I went to Cozumel and I was ready. The minute I got in the water and took that first stroke, I knew I was going to finish. I was so ecstatic to get off the bike that I completely forgot I still had to run a marathon. I was four miles in and I was like, shit, I have 22 miles to go!

Ovetta Sampson

When you run into town you can hear the announcer, the crowd cheering. On that last loop, it’s indescribable. It’s so much of a relief and a joyous feeling. Crossing that finish line and hearing “Ovetta Sampson, you are an Ironman” was the culmination of everything that I felt I deserved as a person who decided to commit to something special. I think everyone deserves that.
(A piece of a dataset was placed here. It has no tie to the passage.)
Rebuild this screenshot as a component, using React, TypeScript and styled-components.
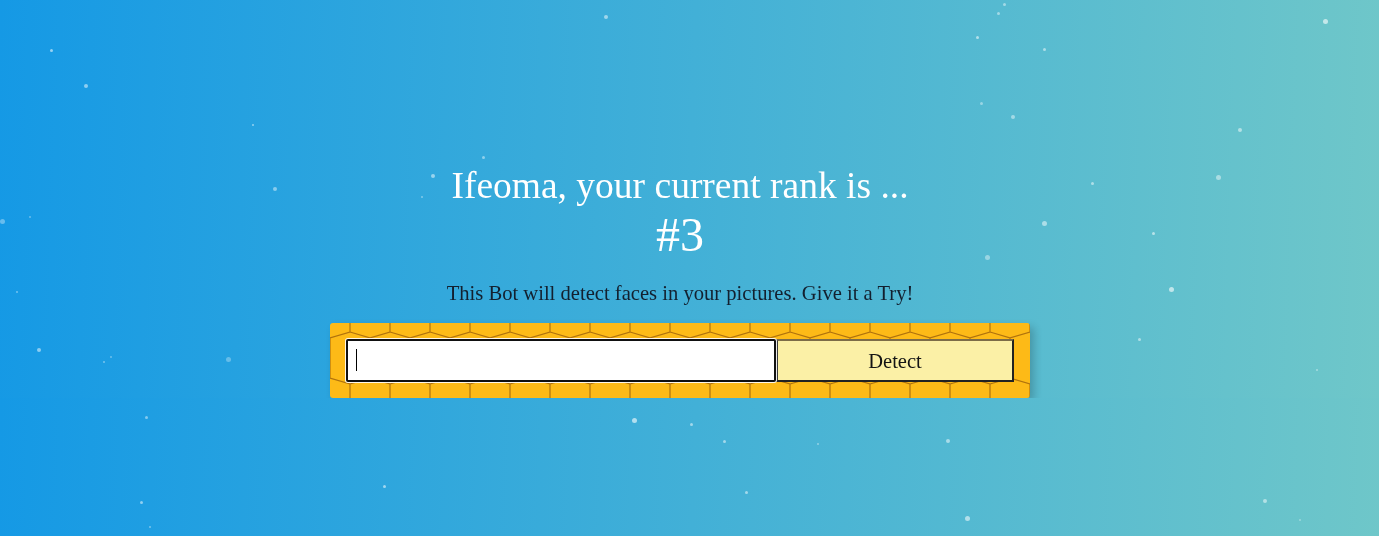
import React from 'react';
import styled, { createGlobalStyle } from 'styled-components';

const hexSvg = `<svg xmlns='http://www.w3.org/2000/svg' width='40' height='92'><path d='M20 0V9L0 15V55L20 61V92M20 9L40 15V55L20 61' fill='none' stroke='#b0720c' stroke-width='1.2'/></svg>`;
const hexUrl = `url("data:image/svg+xml,${encodeURIComponent(hexSvg)}")`;

const GlobalStyle = createGlobalStyle`
  html {
    background: linear-gradient(92deg, #1599e5 0%, #6fc7c9 100%);
    background-size: 100% 398px;
    background-repeat: repeat;
    min-height: 100%;
  }
  body {
    margin: 0;
    font-family: 'Liberation Serif', 'Times New Roman', serif;
  }
`;

const Sky = styled.div`
  position: fixed;
  inset: 0;
  pointer-events: none;
  z-index: 0;
`;

const Dot = styled.span<{ $size: number; $alpha: number }>`
  position: absolute;
  width: ${(p) => p.$size}px;
  height: ${(p) => p.$size}px;
  margin: ${(p) => -p.$size / 2}px 0 0 ${(p) => -p.$size / 2}px;
  border-radius: 50%;
  background: rgba(255, 255, 255, ${(p) => p.$alpha});
`;

const Page = styled.main`
  position: relative;
  z-index: 1;
  display: flex;
  flex-direction: column;
  align-items: center;
  padding: 165px 19px 0 0;
  text-align: center;
`;

const Greeting = styled.div`
  color: #ffffff;
  font-size: 37.5px;
  line-height: 42px;
`;

const RankNumber = styled.div`
  color: #ffffff;
  font-size: 48px;
  line-height: 56px;
`;

const Tagline = styled.p`
  margin: 18px 0 0;
  color: #13202f;
  font-size: 20.6px;
  line-height: 24px;
`;

const FormCard = styled.div`
  box-sizing: border-box;
  margin-top: 18px;
  width: 700px;
  padding: 16px;
  border-radius: 3px;
  background-color: #fdba17;
  background-image: ${hexUrl};
  background-size: 40px 92px;
  box-shadow: 4px 4px 8px 0 rgba(0, 0, 0, 0.2);
  display: flex;
`;

const Field = styled.div`
  position: relative;
  width: 430px;
  height: 43px;

  &::after {
    content: '';
    position: absolute;
    left: 10px;
    top: 10px;
    width: 1px;
    height: 22px;
    background: #000;
  }
`;

const UrlInput = styled.input`
  box-sizing: border-box;
  width: 100%;
  height: 100%;
  padding: 0 8px;
  border: 2px solid #111111;
  border-radius: 2px;
  background: #ffffff;
  box-shadow: 0 0 0 1px rgba(255, 255, 255, 0.9);
  outline: none;
  font-family: 'Liberation Serif', serif;
  font-size: 20px;
  caret-color: transparent;
`;

const DetectButton = styled.button`
  box-sizing: border-box;
  width: 238px;
  height: 43px;
  padding: 0;
  border-width: 2px;
  border-style: solid;
  border-color: #7c6c48 #222222 #222222 #3a3a3a;
  background: #fbf0a6;
  color: #141414;
  font-family: 'Liberation Serif', serif;
  font-size: 20.5px;
  line-height: 41px;
  cursor: pointer;
`;

const dots: [number, number, number, number][] = [
  [51, 50, 3, 0.55], [86, 86, 4, 0.5], [253, 125, 2, 0.5], [275, 189, 4, 0.45],
  [2, 221, 5, 0.35], [17, 292, 2, 0.4], [39, 350, 4, 0.5], [104, 362, 2, 0.4],
  [111, 357, 2, 0.35], [228, 359, 5, 0.3], [146, 417, 3, 0.45], [384, 486, 3, 0.55],
  [141, 502, 3, 0.5], [150, 527, 2, 0.4], [634, 420, 5, 0.6], [691, 424, 3, 0.5],
  [724, 441, 3, 0.5], [746, 492, 3, 0.5], [818, 444, 2, 0.4], [948, 441, 4, 0.5],
  [967, 518, 5, 0.55], [1265, 501, 4, 0.5], [1325, 21, 5, 0.6], [1240, 130, 4, 0.5],
  [1218, 177, 5, 0.45], [1153, 233, 3, 0.55], [1171, 289, 5, 0.6], [1139, 339, 3, 0.5],
  [1044, 223, 5, 0.5], [987, 257, 5, 0.4], [1092, 183, 3, 0.5], [1013, 117, 4, 0.45],
  [981, 103, 3, 0.4], [977, 37, 3, 0.55], [1044, 49, 3, 0.5], [998, 13, 3, 0.45],
  [1004, 4, 3, 0.45], [606, 17, 4, 0.5], [483, 157, 3, 0.45], [433, 176, 4, 0.5],
  [422, 197, 2, 0.4], [30, 217, 2, 0.35], [1317, 370, 2, 0.4], [1300, 520, 2, 0.35],
];

export default function App() {
  return (
    <>
      <GlobalStyle />
      <Sky>
        {dots.map(([x, y, s, a], i) => (
          <Dot key={i} $size={s} $alpha={a} style={{ left: x, top: y }} />
        ))}
      </Sky>
      <Page>
        <Greeting>Ifeoma, your current rank is ...</Greeting>
        <RankNumber>#3</RankNumber>
        <Tagline>This Bot will detect faces in your pictures. Give it a Try!</Tagline>
        <FormCard>
          <Field>
            <UrlInput type="text" autoFocus />
          </Field>
          <DetectButton type="button">Detect</DetectButton>
        </FormCard>
      </Page>
    </>
  );
}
Once I became an Ironman, it was like people thought I was Oprah or something. They listened. It started as a personal thing, but it became a platform for me to help other people to reach their goals. That’s why I created Faith Inspired Triathlon Training [FITT], because I wanted other people to step up to experience what I experienced. So many women can do what I did; I’m not superhuman.

This is changing the face of what it is to be an athlete. [My student] Angela always says, “I saw you, a person who looks like me, doing something I wanted to do.” We have this nucleus of fitness on the south side of Chicago that’s just blowing up that no one talks about. There’s Men Run Deez Streets, Women Run the World, Black Girls Run, Major Taylor Cycling Club of Chicago. And it’s allowing people to tell their fear to go to hell.

Yesterday [November 23] was the culmination of 12 weeks of training for FITT’s first group of athletes. We took people who would not put their face in the water, who wouldn’t leave the shallow end, and they all did a tri yesterday, every single one of them. They were amazing. I’m so inspired by them. I wrote the program, but they built the team.

If I have to train everybody so we can do races together, I’m good with that. I built the program that I wanted, that I wish I’d had.